Secondly, superficial progress in agreeing the details of the joint economic projects masks a major underlying problem. This is that the sides remain far apart on the question of legal jurisdiction, with Moscow appearing to insist that the activities can only be conducted under Russian law. This is evidently unacceptable to Japan, meaning that there is a high likelihood that the joint economic activities will not be able to proceed.

To make matters worse, Putin announced at the summit that the only possible solution to the territorial dispute is for Russia to transfer the two smaller of the four disputed islands to Japan after the signing of a peace treaty.

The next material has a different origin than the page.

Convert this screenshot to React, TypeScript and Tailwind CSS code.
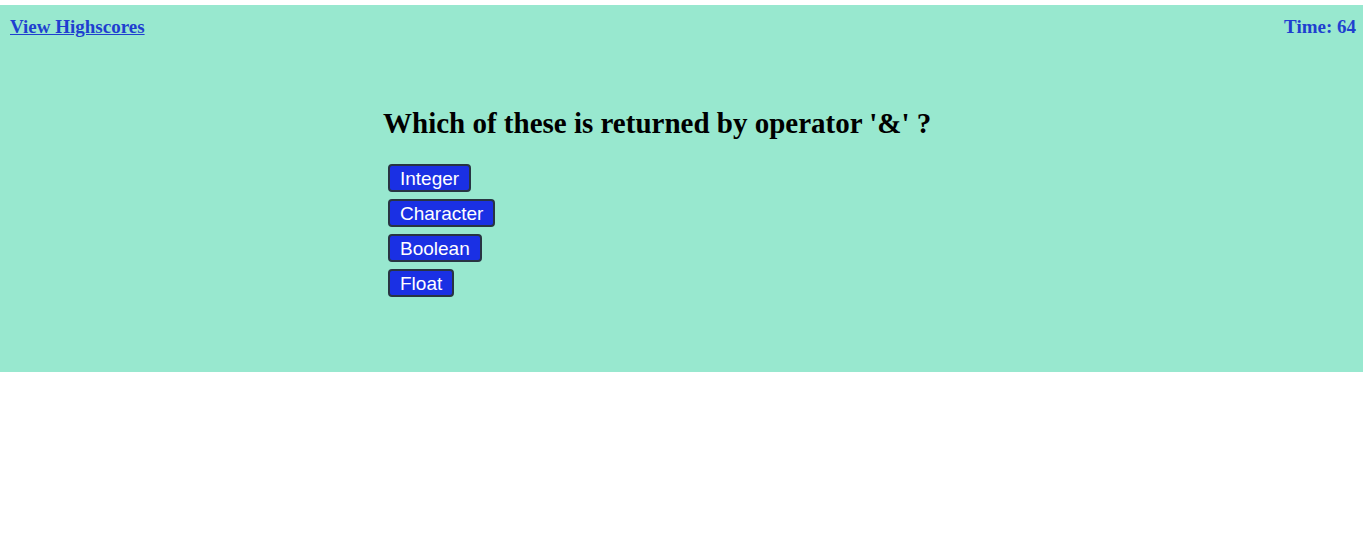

These two islands account for only 7% of the total disputed landmass and this proposal was rejected by Japan when it was originally made in the countries’ Joint Declaration of 1956.

Added to this, Putin emphasized that any solution would have to correspond to the strategic interests of Russia and Japan, and would have to be accepted by the peoples of both countries. This adds another two sizable obstacles to a territorial deal since Russia sees its strategic interests as being served by reducing the US military presence in East Asia, something that Japan is unlikely to support. Moreover, the vast majority of Russians are against making any territorial concessions to Japan.

Growing Recognition of Policy Failure

Despite his likely disappointment, Abe concluded his Russia visit on a positive note, stating that he was already looking forward to traveling to Vladivostok in September. However, while Abe seems determined to press on with the “new approach,” others in his administration appear to have recognized that the policy has failed. As one government official told the Japanese media, “We were overly eager. We misread the temperature in Russia.”

Abe cannot be blamed for failing to resolve a dispute that has stubbornly endured for more than seven decades. He can, however, be faulted for his naive and dogged championing of a policy that never held a realistic prospect of success.